Holding these views it is unnecessary for me to go into the other grounds of appeal. The Judgment of the Stipendiary Magistrate appealed from is quashed and I remit the case to him to have these contracts recalled and renewed in conformity with the Regulations or cancelled, according to the wish of the Master and men. I am disposed to give costs against the respondent, but I must see a bill both for the costs before the Stipendiary Magistrate and in this Court before fixing the amount to be granted.

SUPREME COURT.

In this case, the Court, using its discretionary power, allowed the creditors and official Assignees of an insolvent estate to enter, on behalf of the creditors, on action for fraud, against the Insolvent and his son, without giving previous security for payment of costs.

Before

His Honor Sir C. FARQUHAR SHAND, KT., Chief Judge and

His Honor Mr. JUSTICE BESTEL, First Puisne Judge.

EDWARDS & ANOR, -Plaintiffs.

versus

FABRE & ANOR,-Defendants.

E. PELLEREAU,-Of Counsel for Plaintiffs. C. RODESSE,-Attorney for same.

P. L. CHASTELLIER,-Of Counsel for DefenF. VICTOR,-Attorney for same. dants.

7th October 1874.

This was a motion made by the defendant Hippolyte Fabre that before being allowed to go on with the suit which they had raised against him and his father Arthur Fabre, the plaintiffs Edwards and Herchenroder, the creditors' and official assignees in the father's insolvency, should be ordered to find security for costs. The facts were the following.

Arthur Fabre the father had obtained a decree of discharge in a Cessio Bonorum on 17th August 1865, subject to the usual assignment of all his estate and effects to his creditors and this assignment he had executed, on 20th July of the same year.

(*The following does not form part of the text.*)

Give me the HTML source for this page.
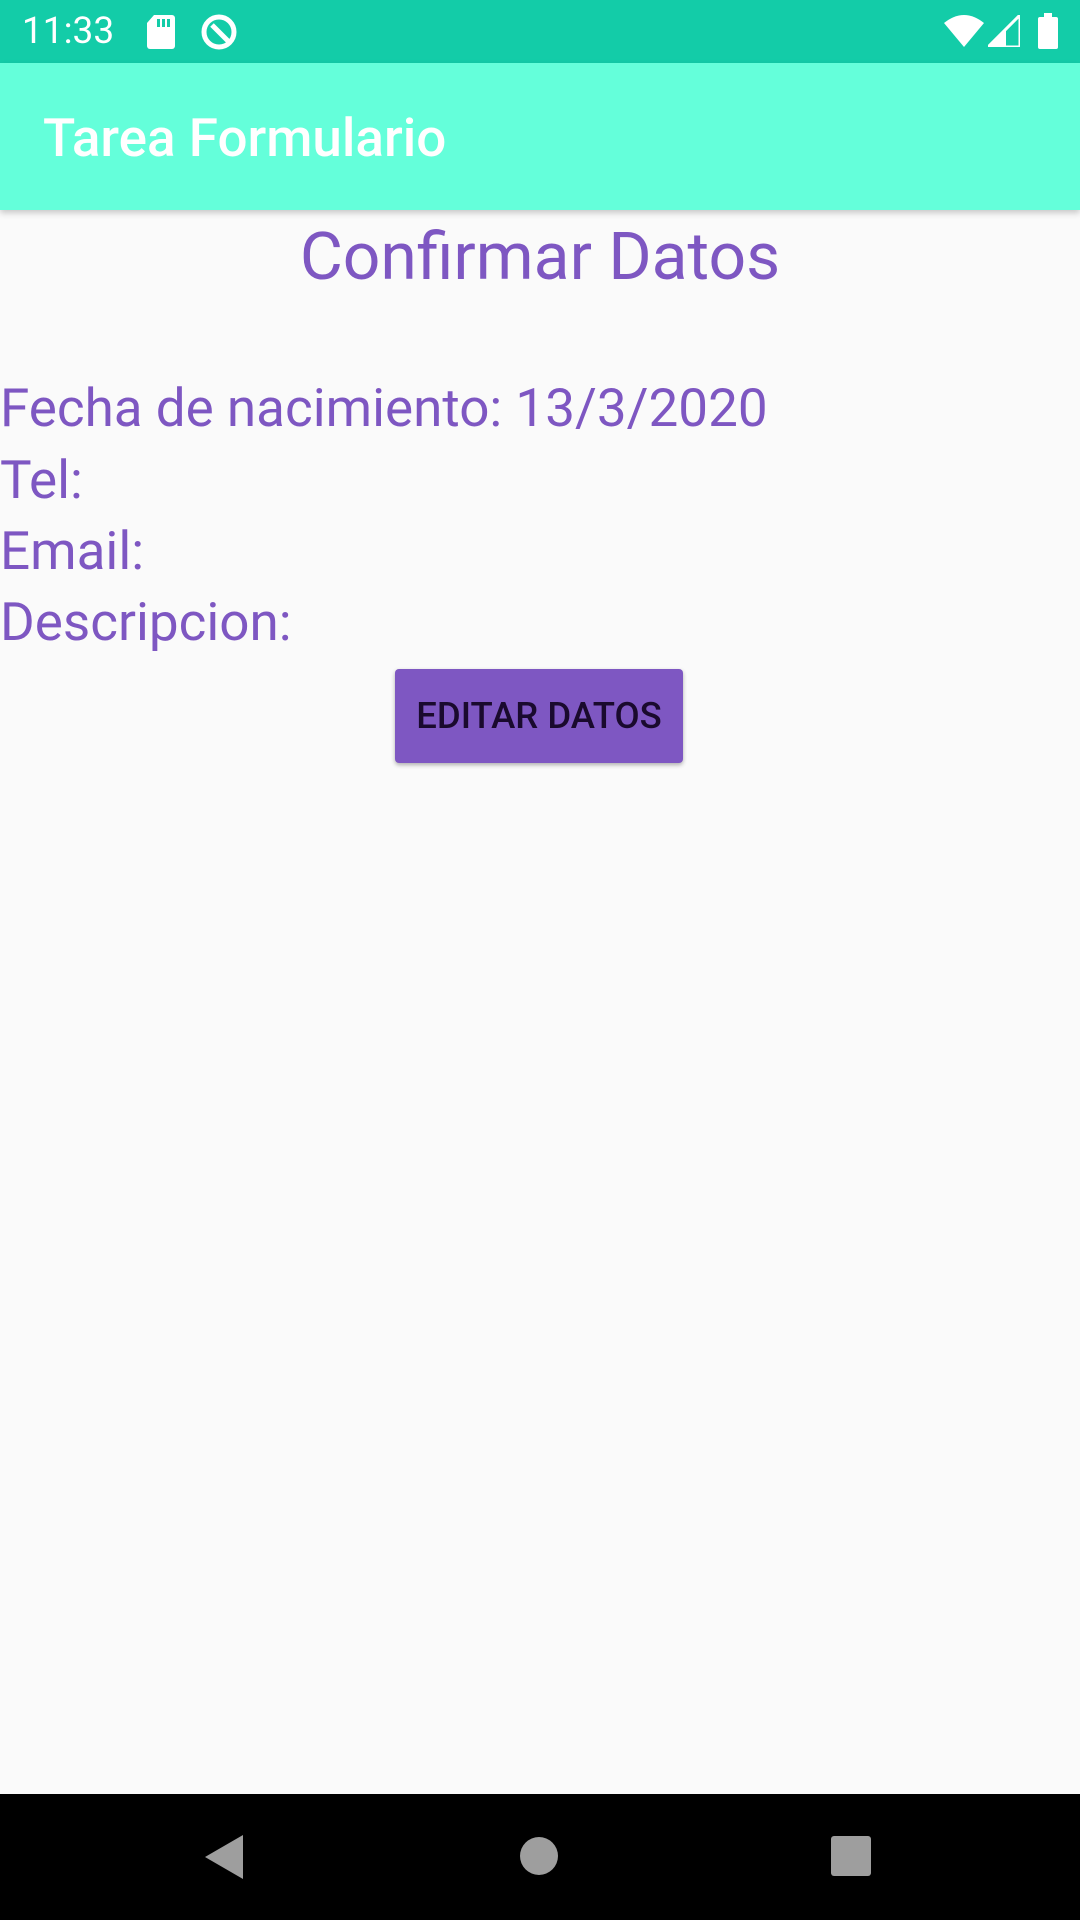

In his balance sheet he admitted debts as due by him to his creditors of $252,432. No part of this sum has been paid. The present suit was raised in September of this year, by the assignees of his Insolvency. The declaration set forth that the Estate "Beau Vallon" which formerly belonged to the said Fabre senior and another party was sold by levy against them, on the 11th May 1865, and purchased by a mercantile firm in Port Louis.

That by working the said Estate a large portion of the mortgages have been paid off, and that the Estate itself, with several additional plots of ground forming altogether 1019 acres or thereabouts, was transferred by the said purchasers, on 12th February 1872 to the defendant Hippolyte Fabre, the son of the said Insolvent Arthur Fabre, for the sum of $175,000 with interest at 9 oo. That the said defendant is a mere "prête-nom" for his partner the other defendant, and that the transfer and keeping of the Estate in the name of the son Hippolyte Fabre was a fraud connected by both defendants, with a view to avoid payment to the creditors of Arthur Fabre of their just debts. The assignees therefore concluded their Declaration by asking the Court to declare that the said Estate is the exclusive property of Arthur Fabre with costs against the defendants.